Da ilegitimidade activa

Sendo a mesma de conhecimento oficioso (art. 495º CPC), importa ainda conhecer da ilegitimidade activa para impugnação das deliberações sobre os pontos 2 e 6 tal como é peticionado.
Com relevância para conhecer desta excepção dilatória, atenta a confissão resultante dos articulados e a prova documental junta, está assente que:
-…-
Nesta Assembleia a Autora, moradora no 6º andar D, bloco 4, correspondente à fracção "EU", fez-se representar por procurador, onde exerceu o seu direito de voto, tendo votado mediante abstenção na deliberação quanto ao 1º ponto da ordem de trabalhos respeitante à entrega a novos advogados do processo S... e ao mandato da Comissão de representantes para a escolha do grupo técnico, votou contra o 2º ponto da ordem de trabalhos (aprovação das contas do ano de 2007), votou contra o 3º ponto da ordem de trabalhos (proposta de orçamento para 2008), absteve-se quanto aos pontos 4º (eleição da comissão de representantes e administração) e 5º (alteração da conta poupança condomínio para urna conta a prazo), votou favoravelmente o ponto 6º (proposta de retirar a providência cautelar contra o condómino “O”), votou contra a deliberação do ponto 7º (proposta em avançar com participação criminal e eventual constituição de assistente e eventual pedido de indemnização cível contra “P”, “A” e “Q”), absteve-se quanto ao ponto 8º (procedimentos a adoptar contra devedores).
A legitimidade activa para a acção impugnatória das deliberações cabe aos condóminos que não tenham votado a favor da sua aprovação ou, caso contrário, não terão interesse em agir. Torna-se óbvio que se um condómino vota favoravelmente uma deliberação, concordando necessariamente com a mesma e com a regularidade do acto em causa, não terá interesse na sua impugnação.
No caso em análise, a Autora votou a favor da deliberação que identifica sobre o ponto 6º, relativamente à qual não tem legitimidade para a impugnar. Quanto às demais, correspondentes aos pontos 1º, 2º, 3º, 4º, 5º, 7º e 8º a Autora tem legitimidade para a sua impugnação.
Pelo exposto, declaro a autora parte ilegítima quanto à peticionada anulação da deliberação correspondente ao ponto 6º, ou seja, a deliberação que decidiu sobre a providência cautelar e respectiva acção principal a intentar contra o condómino “O” proprietário da fracção HP, com vista ao acesso ao seu interior para instalação de infra-estrutura da A....
-…-”

Não há nulidades ou outras questões prévias que obstem ao conhecimento do mérito, nem excepções que por ora cumpra conhecer.

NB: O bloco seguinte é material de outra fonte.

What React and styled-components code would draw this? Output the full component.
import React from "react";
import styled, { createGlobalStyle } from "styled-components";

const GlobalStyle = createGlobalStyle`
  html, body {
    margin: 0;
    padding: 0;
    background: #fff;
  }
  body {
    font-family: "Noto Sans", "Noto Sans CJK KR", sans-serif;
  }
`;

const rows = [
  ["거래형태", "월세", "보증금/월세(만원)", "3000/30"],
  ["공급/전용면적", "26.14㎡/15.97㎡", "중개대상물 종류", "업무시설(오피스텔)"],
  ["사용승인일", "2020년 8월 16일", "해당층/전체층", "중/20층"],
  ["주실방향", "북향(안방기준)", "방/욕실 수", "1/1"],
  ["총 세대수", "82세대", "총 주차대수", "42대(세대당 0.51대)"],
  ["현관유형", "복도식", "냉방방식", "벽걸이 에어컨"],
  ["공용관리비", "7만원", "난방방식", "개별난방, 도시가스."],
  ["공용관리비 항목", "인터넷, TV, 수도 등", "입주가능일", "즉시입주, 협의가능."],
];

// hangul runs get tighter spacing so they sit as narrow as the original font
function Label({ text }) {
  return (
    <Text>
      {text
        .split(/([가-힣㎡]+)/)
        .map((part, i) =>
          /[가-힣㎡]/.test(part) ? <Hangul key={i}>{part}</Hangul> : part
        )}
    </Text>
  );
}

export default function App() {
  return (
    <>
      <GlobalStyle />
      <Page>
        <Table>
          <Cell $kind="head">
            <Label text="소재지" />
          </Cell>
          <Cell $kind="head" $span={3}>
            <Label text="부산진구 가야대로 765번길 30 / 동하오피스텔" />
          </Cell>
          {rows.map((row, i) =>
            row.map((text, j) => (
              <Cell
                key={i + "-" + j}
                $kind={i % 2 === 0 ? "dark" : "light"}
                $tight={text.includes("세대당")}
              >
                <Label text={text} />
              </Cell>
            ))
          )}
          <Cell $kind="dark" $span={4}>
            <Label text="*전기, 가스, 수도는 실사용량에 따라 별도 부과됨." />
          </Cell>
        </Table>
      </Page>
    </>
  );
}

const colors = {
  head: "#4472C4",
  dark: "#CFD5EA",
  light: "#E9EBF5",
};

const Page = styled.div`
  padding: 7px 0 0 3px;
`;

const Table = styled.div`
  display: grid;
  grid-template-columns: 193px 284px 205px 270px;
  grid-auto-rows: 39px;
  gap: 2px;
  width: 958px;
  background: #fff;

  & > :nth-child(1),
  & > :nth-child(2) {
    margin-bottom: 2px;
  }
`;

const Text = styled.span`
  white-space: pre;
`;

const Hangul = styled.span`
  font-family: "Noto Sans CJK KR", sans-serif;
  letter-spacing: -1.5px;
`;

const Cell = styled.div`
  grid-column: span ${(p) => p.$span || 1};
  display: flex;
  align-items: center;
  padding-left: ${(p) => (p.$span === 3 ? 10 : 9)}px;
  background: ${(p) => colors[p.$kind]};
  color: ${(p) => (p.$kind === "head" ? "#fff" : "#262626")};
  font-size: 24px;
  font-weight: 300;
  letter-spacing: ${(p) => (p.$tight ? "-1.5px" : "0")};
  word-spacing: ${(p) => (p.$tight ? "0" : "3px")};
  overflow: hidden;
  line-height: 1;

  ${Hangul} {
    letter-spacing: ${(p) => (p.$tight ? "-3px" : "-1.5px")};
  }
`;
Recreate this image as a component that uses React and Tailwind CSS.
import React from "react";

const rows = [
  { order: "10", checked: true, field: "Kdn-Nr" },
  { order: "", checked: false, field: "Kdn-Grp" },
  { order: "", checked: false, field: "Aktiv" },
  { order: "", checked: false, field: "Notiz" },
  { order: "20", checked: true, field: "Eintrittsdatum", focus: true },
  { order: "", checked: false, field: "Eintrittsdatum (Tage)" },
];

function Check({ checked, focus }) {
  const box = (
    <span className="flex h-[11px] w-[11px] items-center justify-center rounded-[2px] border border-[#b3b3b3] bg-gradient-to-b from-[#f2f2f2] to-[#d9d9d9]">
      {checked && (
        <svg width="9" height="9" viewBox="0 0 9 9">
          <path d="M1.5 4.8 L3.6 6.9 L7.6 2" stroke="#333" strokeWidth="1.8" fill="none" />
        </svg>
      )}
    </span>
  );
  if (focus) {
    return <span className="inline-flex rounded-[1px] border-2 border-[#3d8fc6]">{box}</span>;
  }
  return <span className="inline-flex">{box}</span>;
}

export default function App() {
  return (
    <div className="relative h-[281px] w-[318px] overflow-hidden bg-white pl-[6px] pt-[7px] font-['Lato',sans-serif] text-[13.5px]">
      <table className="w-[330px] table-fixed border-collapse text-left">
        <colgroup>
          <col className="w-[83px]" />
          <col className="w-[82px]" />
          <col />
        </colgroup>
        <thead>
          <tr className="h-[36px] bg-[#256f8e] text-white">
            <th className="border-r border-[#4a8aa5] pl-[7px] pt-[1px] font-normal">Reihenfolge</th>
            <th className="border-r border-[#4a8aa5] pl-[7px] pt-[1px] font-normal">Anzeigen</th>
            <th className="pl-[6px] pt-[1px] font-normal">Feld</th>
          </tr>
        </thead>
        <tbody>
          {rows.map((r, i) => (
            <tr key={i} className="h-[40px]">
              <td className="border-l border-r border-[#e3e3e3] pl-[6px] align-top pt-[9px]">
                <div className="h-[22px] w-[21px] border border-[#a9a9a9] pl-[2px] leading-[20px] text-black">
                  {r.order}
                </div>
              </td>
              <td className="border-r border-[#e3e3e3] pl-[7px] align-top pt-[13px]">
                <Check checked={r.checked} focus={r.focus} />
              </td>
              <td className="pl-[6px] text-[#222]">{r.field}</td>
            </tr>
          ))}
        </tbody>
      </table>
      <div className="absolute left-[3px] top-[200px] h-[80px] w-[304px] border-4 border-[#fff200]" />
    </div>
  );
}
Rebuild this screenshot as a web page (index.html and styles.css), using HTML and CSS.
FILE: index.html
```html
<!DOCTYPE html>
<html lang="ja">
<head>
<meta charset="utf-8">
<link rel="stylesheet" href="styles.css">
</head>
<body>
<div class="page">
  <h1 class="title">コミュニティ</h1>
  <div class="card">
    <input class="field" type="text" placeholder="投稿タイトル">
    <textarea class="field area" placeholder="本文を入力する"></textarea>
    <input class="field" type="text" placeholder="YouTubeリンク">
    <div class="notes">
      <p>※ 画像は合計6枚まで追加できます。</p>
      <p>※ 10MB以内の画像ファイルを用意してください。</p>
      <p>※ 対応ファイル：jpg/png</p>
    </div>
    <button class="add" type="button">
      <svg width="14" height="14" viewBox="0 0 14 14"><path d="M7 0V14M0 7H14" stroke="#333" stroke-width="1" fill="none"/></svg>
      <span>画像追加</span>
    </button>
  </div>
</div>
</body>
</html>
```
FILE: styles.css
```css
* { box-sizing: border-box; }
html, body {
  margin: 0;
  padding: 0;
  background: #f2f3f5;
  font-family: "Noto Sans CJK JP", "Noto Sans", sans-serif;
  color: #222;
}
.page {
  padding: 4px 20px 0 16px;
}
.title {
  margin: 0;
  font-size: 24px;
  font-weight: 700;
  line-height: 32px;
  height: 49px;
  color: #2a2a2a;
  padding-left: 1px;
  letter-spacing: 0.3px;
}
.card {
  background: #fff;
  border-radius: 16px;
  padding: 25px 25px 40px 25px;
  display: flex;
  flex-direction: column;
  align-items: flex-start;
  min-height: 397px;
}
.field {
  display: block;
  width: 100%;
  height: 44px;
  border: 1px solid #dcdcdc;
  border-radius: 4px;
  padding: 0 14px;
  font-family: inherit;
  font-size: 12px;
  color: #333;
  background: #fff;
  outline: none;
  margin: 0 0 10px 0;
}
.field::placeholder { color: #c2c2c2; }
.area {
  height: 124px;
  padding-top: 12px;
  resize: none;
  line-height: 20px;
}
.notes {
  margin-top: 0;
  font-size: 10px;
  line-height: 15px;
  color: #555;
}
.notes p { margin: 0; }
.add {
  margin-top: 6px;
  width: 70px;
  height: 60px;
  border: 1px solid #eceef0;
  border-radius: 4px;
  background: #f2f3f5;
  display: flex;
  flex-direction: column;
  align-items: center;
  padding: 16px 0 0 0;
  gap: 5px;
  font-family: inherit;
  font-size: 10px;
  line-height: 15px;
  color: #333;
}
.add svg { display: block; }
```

Com relevância para a decisão da presente causa, por prova documental e confissão estão assentes os seguintes factos
(…)

DECISÃO (quanto à questão de fundo)

Pelo exposto, julgo a presente acção parcialmente procedente e, consequentemente, declaro a anulação das seguintes deliberações tomadas na Assembleia do Condóminos do Condomínio do ... do prédio sito na Rua ..., nº ..., blocos 1 a 6, Lisboa, que teve lugar no dia 12 de Março de 2008: Deliberação que aprovou a entrega a novos advogados do processo S... e o mandatar a Comissão de representantes para a escolha do grupo técnico; Deliberação que aprovou as contas referentes ao ano de 2007; Deliberação que aprovou a proposta de orçamento e principais objectivos para 2008; Deliberação que elegeu eleição da Comissão Representantes e Administração; Deliberação que aprovou a alteração da Conta Poupança Condomínio para conta a prazo; Deliberação que aprovou a participação criminal e eventual constituição de assistente e eventual pedido de indemnização civil contra “P”, “A” e “Q” relativo a irregularidades detectadas na emissão do recibo ... do transacto ano de 2007; Deliberação que aprovou procedimentos a adoptar contra condóminos devedores.
-…-”

Desta decisão de fundo veio o R. recorrer, recurso esse que foi admitido como sendo de apelação, a subir nos próprios autos e com efeito meramente devolutivo.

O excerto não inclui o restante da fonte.